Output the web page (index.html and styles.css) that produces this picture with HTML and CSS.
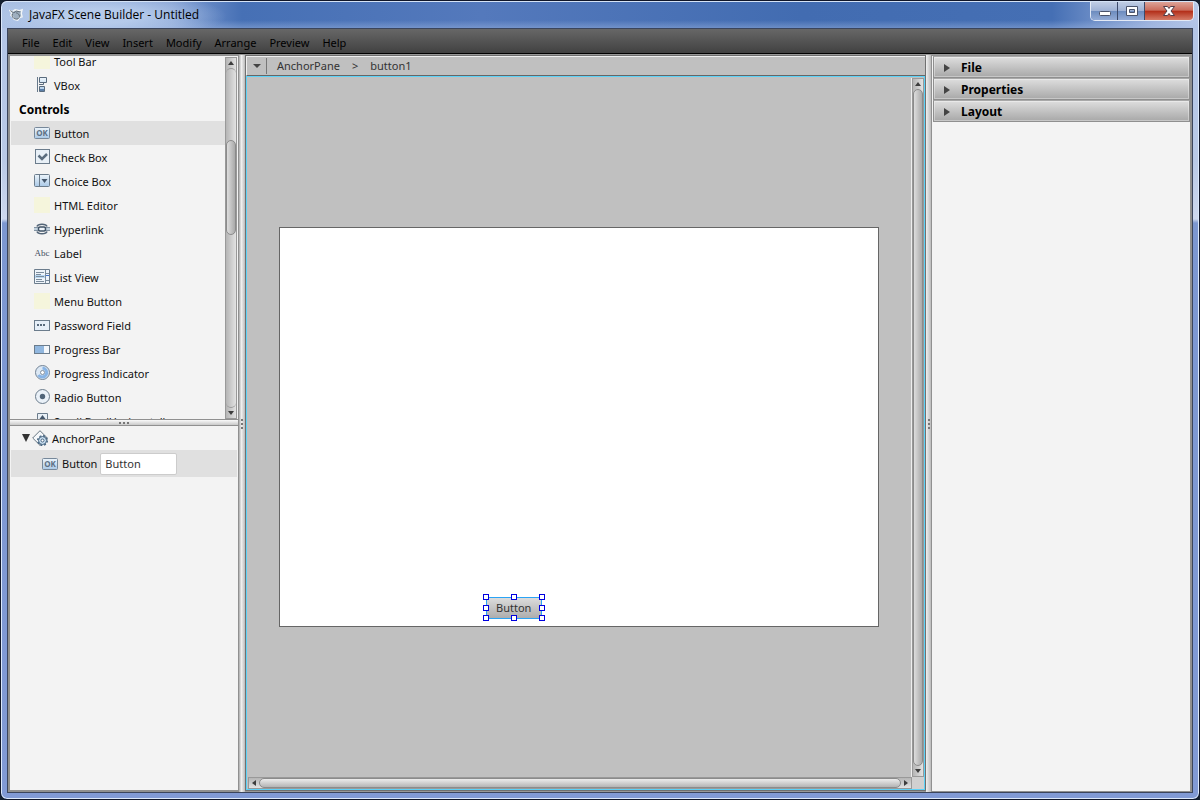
FILE: index.html
```html
<!DOCTYPE html>
<html lang="en">
<head>
<meta charset="utf-8">
<title>JavaFX Scene Builder - Untitled</title>
<link rel="stylesheet" href="styles.css">
</head>
<body>
<svg class="defs" aria-hidden="true">
  <defs>
    <linearGradient id="blue" x1="0" y1="0" x2="0" y2="1"><stop offset="0" stop-color="#edf5fb"/><stop offset="1" stop-color="#a9c8e6"/></linearGradient>
    <symbol id="ok" viewBox="0 0 16 16"><rect x=".5" y="2.5" width="15" height="11" rx="1" fill="url(#blue)" stroke="#77889a"/><text x="8" y="11" text-anchor="middle" class="ok-text">OK</text></symbol>
    <symbol id="vbox" viewBox="0 0 16 16"><path d="M3.500 0v15" stroke="#66788a"/><path d="M5.500.5h7v5h-7zM5.500 9.500h5v5h-5z" fill="url(#blue)" stroke="#596b7d"/><path d="M5 7.500h4.500v-2" fill="none" stroke="#596b7d"/><path d="M6 12h4v2H6z" fill="#5b7fa8"/></symbol>
    <symbol id="check" viewBox="0 0 16 16"><rect x="1.500" y=".5" width="14" height="14" fill="#e8f0f7" stroke="#6b7c8c"/><path d="M4.500 6.500l3.500 3.500 5-5" fill="none" stroke="#5a6c7e" stroke-width="2.500"/></symbol>
    <symbol id="choice" viewBox="0 0 16 16"><rect x=".5" y="1.500" width="15" height="12" rx="1" fill="url(#blue)" stroke="#6b7c8c"/><path d="M5.500 2v11" stroke="#6b7c8c"/><path d="M7.500 6h6l-3 4z" fill="#44566b"/></symbol>
    <symbol id="blank" viewBox="0 0 16 16"><path d="M0 0h16v16H0z" fill="#f5f5dc"/></symbol>
    <symbol id="link" viewBox="0 0 16 16"><path d="M0 6.500h16M0 9.500h16" stroke="#8293a3"/><path d="M3 5.500c1-3 9-3 10 0M3 10.500c1 3 9 3 10 0" fill="none" stroke="#536578" stroke-width="1.500"/><path d="M0 8h16" stroke="#c2d2df" stroke-width="2"/><rect x="4.500" y="6" width="7" height="4" rx="1.500" fill="#eef4fa" stroke="#405366" stroke-width="1.500"/></symbol>
    <symbol id="abc" viewBox="0 0 16 16"><text x="8" y="11" text-anchor="middle" class="abc-text">Abc</text></symbol>
    <symbol id="list" viewBox="0 0 16 16"><path d="M.5.5h15v14H.5z" fill="#eef4fa" stroke="#6b7c8c"/><path d="M1 6h10v3H1z" fill="#b9d7f1"/><path d="M11.500 1v13M12 4.500h3M12 11.500h3M2 3.500h8M2 5.500h5M2 7.500h8M2 10.500h6M2 12.500h8" stroke="#7b8c9c"/><path d="M12 6.500h3" stroke="#3f72cf"/></symbol>
    <symbol id="password" viewBox="0 0 16 16"><rect x=".5" y="3.500" width="15" height="10" fill="#e6eff8" stroke="#6b7c8c"/><path d="M3 7h2v2H3zM6 7h2v2H6zM9 7h2v2H9z" fill="#586a7c"/></symbol>
    <symbol id="bar" viewBox="0 0 16 16"><rect x=".5" y="4.500" width="15" height="8" fill="#f3f7fb" stroke="#6b7c8c"/><path d="M1 5h9v7H1z" fill="#91b7df"/></symbol>
    <symbol id="indicator" viewBox="0 0 16 16"><circle cx="8.500" cy="7.500" r="7" fill="#dce8f4" stroke="#728395"/><path d="M8.500 3a4.500 4.500 0 1 1-4 7" fill="none" stroke="#88b4e5" stroke-width="3"/><circle cx="8.500" cy="7.500" r="2" fill="#fff" stroke="#8190a0"/></symbol>
    <symbol id="radio" viewBox="0 0 16 16"><circle cx="8.500" cy="7.500" r="7" fill="#eaf1f8" stroke="#6b7c8c"/><circle cx="8.500" cy="7.500" r="2.700" fill="#506478"/></symbol>
    <symbol id="scroll" viewBox="0 0 16 16"><path d="M3.500.5h10v15h-10z" fill="#e9f0f6" stroke="#6b7c8c"/><path d="M8.500 2l3 4h-2v2h-2v-2h-2z" fill="#44566b"/></symbol>
    <symbol id="anchor" viewBox="0 0 16 16"><path d="M8 .7L15.300 8 8 15.300.7 8z" fill="#f5f8fb" stroke="#65737f"/><circle cx="10.500" cy="10.500" r="4" fill="#c8ddef" stroke="#466580"/><circle cx="10.500" cy="10.500" r="4.800" fill="none" stroke="#466580" stroke-width="1.400" stroke-dasharray="2 1.770"/><circle cx="10.500" cy="10.500" r="1.500" fill="#fff" stroke="#466580"/></symbol>
  </defs>
</svg>
<div class="window">
  <header class="titlebar">
    <svg class="app-icon" viewBox="0 0 16 14" aria-hidden="true"><path d="M1 2l3 1 3-2 5 1 3-1-1 4 1 4-3 1-2 3-4-1-2-3-2-2 1-2z" fill="#9fb0c0" stroke="#f3f6f8" stroke-width="1.500"/><path d="M1.500 2l4 2.500 3-2 4 1M4 5.500c-1 3 0 5 3 6s5-1 5-3-2-4-4-4" fill="none" stroke="#59656f"/></svg>
    <h1 class="title">JavaFX Scene Builder - Untitled</h1>
    <div class="window-buttons">
      <button class="win-btn" aria-label="Minimize"><svg viewBox="0 0 28 18"><rect x="8.500" y="9.500" width="11" height="4" rx="1" fill="#fff" stroke="#4a536b"/></svg></button>
      <button class="win-btn" aria-label="Maximize"><svg viewBox="0 0 28 18"><path d="M8.500 4.500h11v9h-11zM11.500 7.500v3h5v-3z" fill="#fff" fill-rule="evenodd" stroke="#4a536b"/></svg></button>
      <button class="win-btn close" aria-label="Close"><svg viewBox="0 0 28 18"><path d="M8.500 4.500h4l1.500 2 1.500-2h4l-3.500 4.500 3.500 4.500h-4l-1.500-2-1.500 2h-4l3.500-4.500z" fill="#fff" stroke="#503c48"/></svg></button>
    </div>
  </header>
  <div class="client">
    <nav class="menubar" aria-label="Main menu">
      <button>File</button><button>Edit</button><button>View</button><button>Insert</button><button>Modify</button><button>Arrange</button><button>Preview</button><button>Help</button>
    </nav>
    <main class="workspace">
      <aside class="left">
        <section class="library" aria-label="Library">
          <ul class="items">
            <li><svg><use href="#blank"/></svg><span>Tool Bar</span></li>
            <li><svg><use href="#vbox"/></svg><span>VBox</span></li>
            <li class="heading"><span>Controls</span></li>
            <li class="selected"><svg><use href="#ok"/></svg><span>Button</span></li>
            <li><svg><use href="#check"/></svg><span>Check Box</span></li>
            <li><svg><use href="#choice"/></svg><span>Choice Box</span></li>
            <li><svg><use href="#blank"/></svg><span>HTML Editor</span></li>
            <li><svg><use href="#link"/></svg><span>Hyperlink</span></li>
            <li><svg><use href="#abc"/></svg><span>Label</span></li>
            <li><svg><use href="#list"/></svg><span>List View</span></li>
            <li><svg><use href="#blank"/></svg><span>Menu Button</span></li>
            <li><svg><use href="#password"/></svg><span>Password Field</span></li>
            <li><svg><use href="#bar"/></svg><span>Progress Bar</span></li>
            <li><svg><use href="#indicator"/></svg><span>Progress Indicator</span></li>
            <li><svg><use href="#radio"/></svg><span>Radio Button</span></li>
            <li><svg><use href="#scroll"/></svg><span>Scroll Bar (Horizontal)</span></li>
          </ul>
          <div class="scrollbar vertical">
            <button class="arrow" aria-label="Scroll up"><svg viewBox="0 0 6 4"><path d="M0 4l3-4 3 4z"/></svg></button>
            <div class="track"><div class="before"></div><div class="thumb part"></div></div>
            <button class="arrow" aria-label="Scroll down"><svg viewBox="0 0 6 4"><path d="M0 0h6L3 4z"/></svg></button>
          </div>
        </section>
        <div class="splitter row"><i></i><i></i><i></i></div>
        <section class="hierarchy" aria-label="Hierarchy">
          <div class="node root"><svg class="disclosure" viewBox="0 0 8 8"><path d="M0 0h8L4 8z"/></svg><svg class="icon"><use href="#anchor"/></svg><span>AnchorPane</span></div>
          <div class="node child"><svg class="icon"><use href="#ok"/></svg><label for="node-text">Button</label><input id="node-text" type="text" value="Button"></div>
        </section>
      </aside>
      <div class="splitter col"><i></i><i></i><i></i></div>
      <section class="center">
        <nav class="breadcrumb" aria-label="Selection path">
          <button class="crumb-menu" aria-label="Path menu"><svg viewBox="0 0 8 4"><path d="M0 0h8L4 4z"/></svg></button>
          <button class="crumb">AnchorPane</button><span class="sep">&gt;</span><button class="crumb">button1</button>
        </nav>
        <div class="editor">
          <div class="viewport">
            <div class="canvas">
              <div class="selection">
                <button class="fx-button">Button</button>
                <b class="n w"></b><b class="n c"></b><b class="n e"></b><b class="m w"></b><b class="m e"></b><b class="s w"></b><b class="s c"></b><b class="s e"></b>
              </div>
            </div>
          </div>
          <div class="scrollbar vertical">
            <button class="arrow" aria-label="Scroll up"><svg viewBox="0 0 6 4"><path d="M0 4l3-4 3 4z"/></svg></button>
            <div class="track"><div class="thumb"></div></div>
            <button class="arrow" aria-label="Scroll down"><svg viewBox="0 0 6 4"><path d="M0 0h6L3 4z"/></svg></button>
          </div>
          <div class="scrollbar horizontal">
            <button class="arrow" aria-label="Scroll left"><svg viewBox="0 0 4 6"><path d="M4 0v6L0 3z"/></svg></button>
            <div class="track"><div class="thumb"></div></div>
            <button class="arrow" aria-label="Scroll right"><svg viewBox="0 0 4 6"><path d="M0 0v6l4-3z"/></svg></button>
          </div>
          <div class="corner"></div>
        </div>
      </section>
      <div class="splitter col narrow"><i></i><i></i><i></i></div>
      <aside class="inspector" aria-label="Inspector">
        <button class="section"><svg viewBox="0 0 6 8"><path d="M0 0v8l6-4z"/></svg>File</button>
        <button class="section"><svg viewBox="0 0 6 8"><path d="M0 0v8l6-4z"/></svg>Properties</button>
        <button class="section"><svg viewBox="0 0 6 8"><path d="M0 0v8l6-4z"/></svg>Layout</button>
      </aside>
    </main>
  </div>
</div>
</body>
</html>
```
FILE: styles.css
```css
* { box-sizing: border-box; }
body { margin: 0; background: #14202f; font: 11px/16px "Noto Sans", "Open Sans", sans-serif; color: #111; }
button { margin: 0; padding: 0; border: 0; background: none; font: inherit; color: inherit; }
svg { display: block; flex: none; }
.defs { position: absolute; width: 0; height: 0; }
.ok-text { font: bold 8px "Open Sans", sans-serif; fill: #5c7084; }
.abc-text { font: 9px "Liberation Serif", serif; fill: #3f4f5f; }

.window {
  height: 100vh;
  display: flex;
  flex-direction: column;
  padding: 0 6px 6px;
  border: 1px solid #101629;
  border-radius: 7px;
  box-shadow: inset 0 0 0 1px #dce9fb;
  background: linear-gradient(to bottom, #b2c4e6 0, #b9c9e6 160px, #cdd8ee 218px, #7c97d1 222px, #819ad5 100%);
}
.titlebar {
  flex: none;
  height: 27px;
  margin: 0 -5px;
  padding-left: 7px;
  display: flex;
  align-items: center;
  gap: 6px;
  border-top: 1px solid #d5e3f6;
  border-radius: 6px 6px 0 0;
  background:
    radial-gradient(ellipse 125px 24px at 100px 14px, rgba(190, 210, 239, .8) 30%, rgba(190, 210, 239, 0)),
    linear-gradient(to bottom, transparent 70%, rgba(170, 192, 230, .4)),
    linear-gradient(to right, #a9bfe3 0, #829fd3 170px, #4670b5 240px, #5479bc 480px, #426cb1 800px, #456fb4 1050px, #9db3de 1150px, #b6c7e8 100%);
}
.app-icon { width: 14px; height: 14px; }
.title { flex: 1; margin: 0; font: 12px/16px "Open Sans", sans-serif; color: #000; }
.window-buttons { align-self: flex-start; display: flex; margin-right: 4px; border: 1px solid #e3eaf6; border-top: 0; border-radius: 0 0 5px 5px; overflow: hidden; }
.win-btn { width: 27px; height: 18px; border-right: 1px solid #3c4a6b; background: linear-gradient(#c0cde4 0, #9fb2d5 48%, #6d8cbf 52%, #93abd5 100%); }
.win-btn svg { height: 18px; width: 28px; margin: auto; }
.win-btn.close { width: 48px; border-right: 0; background: linear-gradient(#dda398 0, #cb6d5d 45%, #b4301b 52%, #d57c68 100%); }

.client { flex: 1; min-height: 0; display: flex; flex-direction: column; border: 1px solid #3b455c; }
.menubar { flex: none; height: 25px; display: flex; align-items: center; gap: 13px; padding: 4px 14px 0; background: linear-gradient(#676767, #414141); border-bottom: 1px solid #000; color: #000; }

.workspace { flex: 1; min-height: 0; display: grid; grid-template-columns: 231px 6px minmax(0, 1fr) 5px 261px; background: #999; }
.left { min-height: 0; display: flex; flex-direction: column; border: 2px solid #909090; border-width: 2px 1px 2px 2px; }
.library { flex: none; height: 363px; display: flex; overflow: hidden; background: #f3f3f3; }
.items { flex: 1; margin: -7px 0 0 1px; padding: 0; list-style: none; }
.items li { height: 24px; display: flex; align-items: center; gap: 4px; padding-left: 23px; white-space: nowrap; }
.items span, .root span { padding-top: 2px; }
.items svg { width: 16px; height: 16px; }
.items .heading { padding-left: 8px; font-weight: bold; font-size: 12px; color: #000; }
.items .selected { background: #e0e0e0; }
.library .scrollbar { margin: 1px 1px 0 0; }

.scrollbar { display: flex; border: 1px solid #999; background: linear-gradient(to right, #b5b5b5, #e2e2e2); }
.scrollbar.vertical { width: 12px; flex-direction: column; }
.scrollbar.horizontal { height: 12px; background: linear-gradient(#b5b5b5, #e2e2e2); }
.arrow { flex: none; width: 10px; height: 10px; display: grid; place-items: center; }
.arrow svg { width: 6px; height: 4px; fill: #3d3d3d; }
.horizontal .arrow svg { width: 4px; height: 6px; }
.track { flex: 1; min-height: 0; display: flex; flex-direction: column; }
.thumb { flex: 1; border: 1px solid #8b8b8b; border-radius: 5px; background: linear-gradient(to right, #ddd, #aaa); }
.horizontal .thumb { background: linear-gradient(#ececec, #b4b4b4); }
.library .track { border: 1px solid #999; border-width: 1px 0; border-radius: 5px; }
.before { flex: 0 0 21%; }
.thumb.part { flex: 0 0 28%; }

.splitter { display: flex; align-items: center; justify-content: center; gap: 2px; }
.splitter i { flex: none; width: 2px; height: 2px; background: #777; }
.splitter.row { flex: none; height: 7px; border: 1px solid #909090; border-width: 1px 0; background: linear-gradient(#fafafa, #c9c9c9); }
.splitter.col { flex-direction: column; margin-top: 1px; background: linear-gradient(to right, #aaa, #f0f0f0 40%, #bbb); }
.splitter.narrow { background: linear-gradient(to right, #f0f0f0, #bbb); }

.hierarchy { flex: 1; background: #f3f3f3; padding-left: 1px; }
.node { display: flex; align-items: center; }
.node .icon { width: 16px; height: 16px; }
.root { height: 24px; padding-left: 11px; gap: 3px; }
.root .icon { margin-left: -1px; margin-right: 1px; }
.disclosure { width: 8px; height: 8px; fill: #333; }
.child { height: 27px; padding-left: 31px; gap: 4px; background: #e0e0e0; margin-right: 1px; }
.child input { width: 77px; height: 22px; margin-left: -1px; padding: 0 4px; border: 1px solid #ccc; border-radius: 2px; background: #fff; font: inherit; color: #333; }

.center { min-width: 0; min-height: 0; display: flex; flex-direction: column; margin: 1px 0; border: 1px solid #707070; }
.breadcrumb { flex: none; height: 20px; display: flex; align-items: center; color: #333; background: #c0c0c0; border: 1px solid #efefef; border-width: 1px 0 1px 1px; border-bottom-color: #666; }
.crumb-menu { width: 20px; height: 16px; display: grid; place-items: center; border-right: 1px solid #777; }
.crumb-menu svg { width: 8px; height: 4px; fill: #444; }
.crumb:nth-of-type(2) { margin-left: 10px; }
.sep { margin: 0 12px; }
.editor { flex: 1; min-height: 0; display: grid; grid-template-columns: minmax(0, 1fr) 12px; grid-template-rows: minmax(0, 1fr) 12px; border: 1px solid #5cd2f7; padding: 1px 0 0 1px; background: #c0c0c0; }
.viewport { display: grid; place-items: center; overflow: hidden; padding: 0 1px 1px 0; border-right: 1px solid #eee; }
.canvas { position: relative; width: 600px; height: 400px; border: 1px solid #666; background: #fff; }
.corner { background: #d0d0d0; }

.selection { position: absolute; left: 206px; top: 369px; border: 1px solid #2ba4f5; }
.fx-button { display: block; height: 20px; padding: 0 10px 0 9px; background: linear-gradient(#dcdcdc, #adadad); color: #333; }
.selection b { position: absolute; width: 6px; height: 6px; border: 1px solid #0000e0; background: #fff; }
.selection .n { top: -4px; }
.selection .m { top: calc(50% - 3px); }
.selection .s { bottom: -3px; }
.selection .w { left: -4px; }
.selection .c { left: calc(50% - 3px); }
.selection .e { right: -4px; }

.inspector { margin-top: 1px; padding: 0 0 0 1px; border: 1px solid #909090; border-right-width: 2px; background: #f3f3f3; }
.section { width: 100%; height: 22px; display: flex; align-items: center; gap: 11px; padding: 1px 10px 0; border: 1px solid #8f8f8f; border-top-color: #a8a8a8; background: linear-gradient(#dedede, #a8a8a8); box-shadow: inset 0 0 0 1px rgba(255, 255, 255, .35); font-weight: bold; font-size: 12px; color: #000; }
.section svg { width: 6px; height: 8px; fill: #444; }
```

+++

WHAT TO PRODUCE: Your answer should be only a number: how many lines of the data above contain the string "styles"?

EXERCISE OUTPUT: 3